From a portfolio construction standpoint, Hecla’s move underscores the importance of sizing and diversification. For investors seeking silver leverage, a calibrated exposure to primary producers makes sense as a tactical allocation, but it should be balanced against exposure to majors and to physical metals to control idiosyncratic risk. We believe the highest expected information ratio lies in active selection within the silver-producer cohort, supported by rigorous operational due diligence.

FAQs

Q: Does a single-day move like HL’s 4.3% indicate a sustained trend for silver producers? A: Not necessarily. Single-day moves are frequently driven by flow dynamics and short-covering. Sustained trends require confirmation across successive sessions, improving fundamentals (production, costs), or macro regime shifts (e.g., persistent real yield decline). Historical episodes show that initial outperformance by primary silver producers can reverse if metals lose momentum.
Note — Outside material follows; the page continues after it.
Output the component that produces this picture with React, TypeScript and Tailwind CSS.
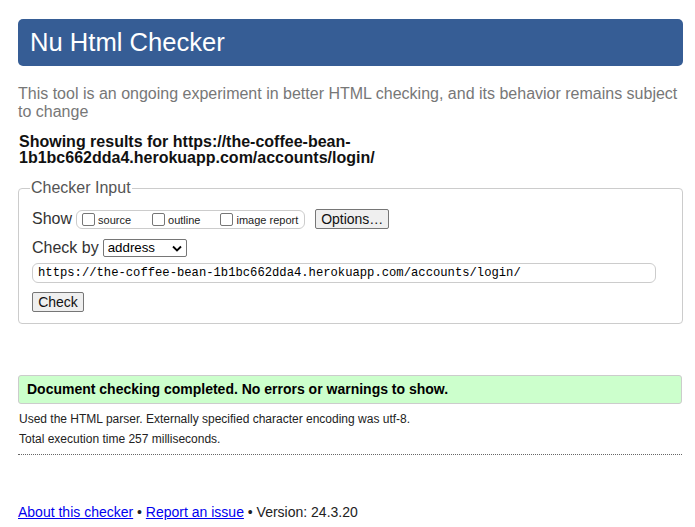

Q: How should institutional investors size exposure to high-beta miners during metals rallies? A: Sizing should reflect liquidity needs, horizon, and conviction in the metal narrative. Tactical positions can be scaled with strict stop-loss or hedging overlays; strategic allocations should be paired with detailed operational stress tests. Consideration of realized volatility, average daily volume, and potential market impact is essential for larger allocations.

Bottom Line

Hecla’s 4.3% jump on Mar 28, 2026 reflects the outsized sensitivity of primary silver producers to short-term metals rallies; institutional responses should prioritize operational due diligence and calibrated sizing over reactionary positioning. Monitor subsequent sessions for confirmation of metal trend continuity before expanding exposure.

Disclaimer: This article is for informational purposes only and does not constitute investment advice.